* Start *

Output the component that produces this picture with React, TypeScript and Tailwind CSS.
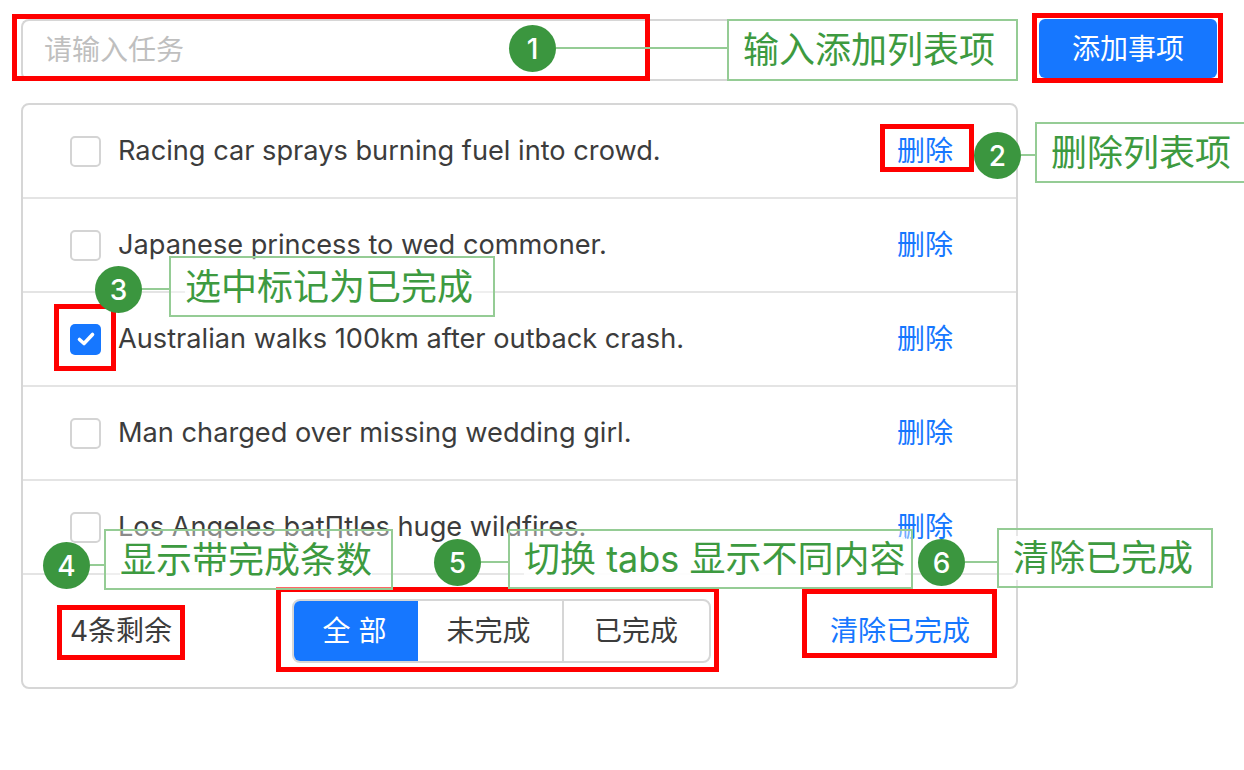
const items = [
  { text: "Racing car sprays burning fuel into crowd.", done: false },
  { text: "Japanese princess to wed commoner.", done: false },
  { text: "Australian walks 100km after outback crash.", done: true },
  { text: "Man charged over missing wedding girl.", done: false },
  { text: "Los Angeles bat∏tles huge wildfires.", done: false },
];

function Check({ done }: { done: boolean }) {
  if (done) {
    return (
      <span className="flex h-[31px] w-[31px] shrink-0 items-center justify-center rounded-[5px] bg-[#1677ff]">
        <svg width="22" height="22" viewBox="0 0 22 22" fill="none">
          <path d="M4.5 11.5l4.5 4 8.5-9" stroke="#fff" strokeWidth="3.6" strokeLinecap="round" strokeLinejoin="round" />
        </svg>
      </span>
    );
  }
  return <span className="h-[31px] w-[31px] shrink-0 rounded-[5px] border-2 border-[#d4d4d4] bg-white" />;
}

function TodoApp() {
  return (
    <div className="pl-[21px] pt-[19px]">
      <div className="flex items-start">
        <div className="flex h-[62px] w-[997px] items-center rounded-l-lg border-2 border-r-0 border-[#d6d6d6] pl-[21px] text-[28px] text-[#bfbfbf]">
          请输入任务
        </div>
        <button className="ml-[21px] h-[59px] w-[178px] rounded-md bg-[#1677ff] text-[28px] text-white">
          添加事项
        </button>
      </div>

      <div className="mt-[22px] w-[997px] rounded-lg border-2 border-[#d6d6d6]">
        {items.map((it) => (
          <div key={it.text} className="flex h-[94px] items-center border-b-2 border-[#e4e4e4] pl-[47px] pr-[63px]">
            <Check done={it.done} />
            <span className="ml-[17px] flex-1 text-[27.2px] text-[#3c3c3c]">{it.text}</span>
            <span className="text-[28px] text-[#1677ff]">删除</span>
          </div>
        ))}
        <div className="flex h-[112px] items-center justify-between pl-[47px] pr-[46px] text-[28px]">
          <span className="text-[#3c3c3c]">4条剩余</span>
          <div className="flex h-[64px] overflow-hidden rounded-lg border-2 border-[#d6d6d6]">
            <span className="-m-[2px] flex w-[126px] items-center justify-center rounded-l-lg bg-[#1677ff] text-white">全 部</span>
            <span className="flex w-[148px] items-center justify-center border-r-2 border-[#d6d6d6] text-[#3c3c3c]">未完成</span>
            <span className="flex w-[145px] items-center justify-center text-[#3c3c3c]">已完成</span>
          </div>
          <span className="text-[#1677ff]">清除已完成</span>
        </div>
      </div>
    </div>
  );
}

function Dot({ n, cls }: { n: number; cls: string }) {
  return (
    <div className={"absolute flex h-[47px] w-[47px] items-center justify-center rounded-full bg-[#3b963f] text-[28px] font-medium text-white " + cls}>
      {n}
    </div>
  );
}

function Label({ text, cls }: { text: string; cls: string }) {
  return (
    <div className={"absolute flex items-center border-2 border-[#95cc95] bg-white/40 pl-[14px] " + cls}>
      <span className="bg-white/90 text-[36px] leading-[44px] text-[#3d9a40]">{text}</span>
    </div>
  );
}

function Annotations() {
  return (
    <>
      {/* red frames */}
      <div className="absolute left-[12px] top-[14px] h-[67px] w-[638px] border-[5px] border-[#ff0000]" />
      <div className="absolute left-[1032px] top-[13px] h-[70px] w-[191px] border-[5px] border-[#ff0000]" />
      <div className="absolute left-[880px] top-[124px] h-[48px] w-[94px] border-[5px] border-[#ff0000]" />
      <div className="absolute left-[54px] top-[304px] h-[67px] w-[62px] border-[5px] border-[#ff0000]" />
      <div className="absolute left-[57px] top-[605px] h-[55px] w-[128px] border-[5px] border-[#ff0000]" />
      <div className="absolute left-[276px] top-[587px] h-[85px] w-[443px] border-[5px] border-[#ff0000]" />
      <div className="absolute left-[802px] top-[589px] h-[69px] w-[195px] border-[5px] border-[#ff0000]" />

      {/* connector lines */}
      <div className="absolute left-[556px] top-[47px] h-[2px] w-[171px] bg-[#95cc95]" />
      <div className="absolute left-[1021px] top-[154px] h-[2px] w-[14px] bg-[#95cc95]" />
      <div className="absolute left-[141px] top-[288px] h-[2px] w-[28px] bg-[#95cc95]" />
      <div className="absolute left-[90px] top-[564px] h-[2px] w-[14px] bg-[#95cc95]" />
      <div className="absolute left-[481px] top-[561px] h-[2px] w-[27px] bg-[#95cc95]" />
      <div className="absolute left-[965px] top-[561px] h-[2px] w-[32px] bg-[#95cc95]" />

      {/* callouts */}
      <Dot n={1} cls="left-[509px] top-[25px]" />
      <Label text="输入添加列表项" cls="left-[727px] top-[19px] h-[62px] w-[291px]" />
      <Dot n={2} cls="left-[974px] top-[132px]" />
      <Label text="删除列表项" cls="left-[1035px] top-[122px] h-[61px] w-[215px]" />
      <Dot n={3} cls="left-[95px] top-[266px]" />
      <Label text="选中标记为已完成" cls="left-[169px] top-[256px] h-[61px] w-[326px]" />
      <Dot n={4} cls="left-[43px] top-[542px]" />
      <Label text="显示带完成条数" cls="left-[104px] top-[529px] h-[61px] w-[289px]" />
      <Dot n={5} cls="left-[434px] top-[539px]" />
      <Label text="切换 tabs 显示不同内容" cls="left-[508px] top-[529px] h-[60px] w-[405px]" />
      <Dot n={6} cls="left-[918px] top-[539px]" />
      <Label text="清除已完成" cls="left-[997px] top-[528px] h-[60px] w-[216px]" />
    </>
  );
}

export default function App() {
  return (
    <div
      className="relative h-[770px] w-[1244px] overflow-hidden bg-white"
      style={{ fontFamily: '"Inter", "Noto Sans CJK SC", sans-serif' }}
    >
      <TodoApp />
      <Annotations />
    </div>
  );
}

* End *

Using the data above, write out every line exactly, leaving the images behind.

**Result for this exercise:**
Output the component that produces this picture with React, TypeScript and Tailwind CSS.
const items = [
  { text: "Racing car sprays burning fuel into crowd.", done: false },
  { text: "Japanese princess to wed commoner.", done: false },
  { text: "Australian walks 100km after outback crash.", done: true },
  { text: "Man charged over missing wedding girl.", done: false },
  { text: "Los Angeles bat∏tles huge wildfires.", done: false },
];

function Check({ done }: { done: boolean }) {
  if (done) {
    return (
      <span className="flex h-[31px] w-[31px] shrink-0 items-center justify-center rounded-[5px] bg-[#1677ff]">
        <svg width="22" height="22" viewBox="0 0 22 22" fill="none">
          <path d="M4.5 11.5l4.5 4 8.5-9" stroke="#fff" strokeWidth="3.6" strokeLinecap="round" strokeLinejoin="round" />
        </svg>
      </span>
    );
  }
  return <span className="h-[31px] w-[31px] shrink-0 rounded-[5px] border-2 border-[#d4d4d4] bg-white" />;
}

function TodoApp() {
  return (
    <div className="pl-[21px] pt-[19px]">
      <div className="flex items-start">
        <div className="flex h-[62px] w-[997px] items-center rounded-l-lg border-2 border-r-0 border-[#d6d6d6] pl-[21px] text-[28px] text-[#bfbfbf]">
          请输入任务
        </div>
        <button className="ml-[21px] h-[59px] w-[178px] rounded-md bg-[#1677ff] text-[28px] text-white">
          添加事项
        </button>
      </div>

      <div className="mt-[22px] w-[997px] rounded-lg border-2 border-[#d6d6d6]">
        {items.map((it) => (
          <div key={it.text} className="flex h-[94px] items-center border-b-2 border-[#e4e4e4] pl-[47px] pr-[63px]">
            <Check done={it.done} />
            <span className="ml-[17px] flex-1 text-[27.2px] text-[#3c3c3c]">{it.text}</span>
            <span className="text-[28px] text-[#1677ff]">删除</span>
          </div>
        ))}
        <div className="flex h-[112px] items-center justify-between pl-[47px] pr-[46px] text-[28px]">
          <span className="text-[#3c3c3c]">4条剩余</span>
          <div className="flex h-[64px] overflow-hidden rounded-lg border-2 border-[#d6d6d6]">
            <span className="-m-[2px] flex w-[126px] items-center justify-center rounded-l-lg bg-[#1677ff] text-white">全 部</span>
            <span className="flex w-[148px] items-center justify-center border-r-2 border-[#d6d6d6] text-[#3c3c3c]">未完成</span>
            <span className="flex w-[145px] items-center justify-center text-[#3c3c3c]">已完成</span>
          </div>
          <span className="text-[#1677ff]">清除已完成</span>
        </div>
      </div>
    </div>
  );
}

function Dot({ n, cls }: { n: number; cls: string }) {
  return (
    <div className={"absolute flex h-[47px] w-[47px] items-center justify-center rounded-full bg-[#3b963f] text-[28px] font-medium text-white " + cls}>
      {n}
    </div>
  );
}

function Label({ text, cls }: { text: string; cls: string }) {
  return (
    <div className={"absolute flex items-center border-2 border-[#95cc95] bg-white/40 pl-[14px] " + cls}>
      <span className="bg-white/90 text-[36px] leading-[44px] text-[#3d9a40]">{text}</span>
    </div>
  );
}

function Annotations() {
  return (
    <>
      {/* red frames */}
      <div className="absolute left-[12px] top-[14px] h-[67px] w-[638px] border-[5px] border-[#ff0000]" />
      <div className="absolute left-[1032px] top-[13px] h-[70px] w-[191px] border-[5px] border-[#ff0000]" />
      <div className="absolute left-[880px] top-[124px] h-[48px] w-[94px] border-[5px] border-[#ff0000]" />
      <div className="absolute left-[54px] top-[304px] h-[67px] w-[62px] border-[5px] border-[#ff0000]" />
      <div className="absolute left-[57px] top-[605px] h-[55px] w-[128px] border-[5px] border-[#ff0000]" />
      <div className="absolute left-[276px] top-[587px] h-[85px] w-[443px] border-[5px] border-[#ff0000]" />
      <div className="absolute left-[802px] top-[589px] h-[69px] w-[195px] border-[5px] border-[#ff0000]" />

      {/* connector lines */}
      <div className="absolute left-[556px] top-[47px] h-[2px] w-[171px] bg-[#95cc95]" />
      <div className="absolute left-[1021px] top-[154px] h-[2px] w-[14px] bg-[#95cc95]" />
      <div className="absolute left-[141px] top-[288px] h-[2px] w-[28px] bg-[#95cc95]" />
      <div className="absolute left-[90px] top-[564px] h-[2px] w-[14px] bg-[#95cc95]" />
      <div className="absolute left-[481px] top-[561px] h-[2px] w-[27px] bg-[#95cc95]" />
      <div className="absolute left-[965px] top-[561px] h-[2px] w-[32px] bg-[#95cc95]" />

      {/* callouts */}
      <Dot n={1} cls="left-[509px] top-[25px]" />
      <Label text="输入添加列表项" cls="left-[727px] top-[19px] h-[62px] w-[291px]" />
      <Dot n={2} cls="left-[974px] top-[132px]" />
      <Label text="删除列表项" cls="left-[1035px] top-[122px] h-[61px] w-[215px]" />
      <Dot n={3} cls="left-[95px] top-[266px]" />
      <Label text="选中标记为已完成" cls="left-[169px] top-[256px] h-[61px] w-[326px]" />
      <Dot n={4} cls="left-[43px] top-[542px]" />
      <Label text="显示带完成条数" cls="left-[104px] top-[529px] h-[61px] w-[289px]" />
      <Dot n={5} cls="left-[434px] top-[539px]" />
      <Label text="切换 tabs 显示不同内容" cls="left-[508px] top-[529px] h-[60px] w-[405px]" />
      <Dot n={6} cls="left-[918px] top-[539px]" />
      <Label text="清除已完成" cls="left-[997px] top-[528px] h-[60px] w-[216px]" />
    </>
  );
}

export default function App() {
  return (
    <div
      className="relative h-[770px] w-[1244px] overflow-hidden bg-white"
      style={{ fontFamily: '"Inter", "Noto Sans CJK SC", sans-serif' }}
    >
      <TodoApp />
      <Annotations />
    </div>
  );
}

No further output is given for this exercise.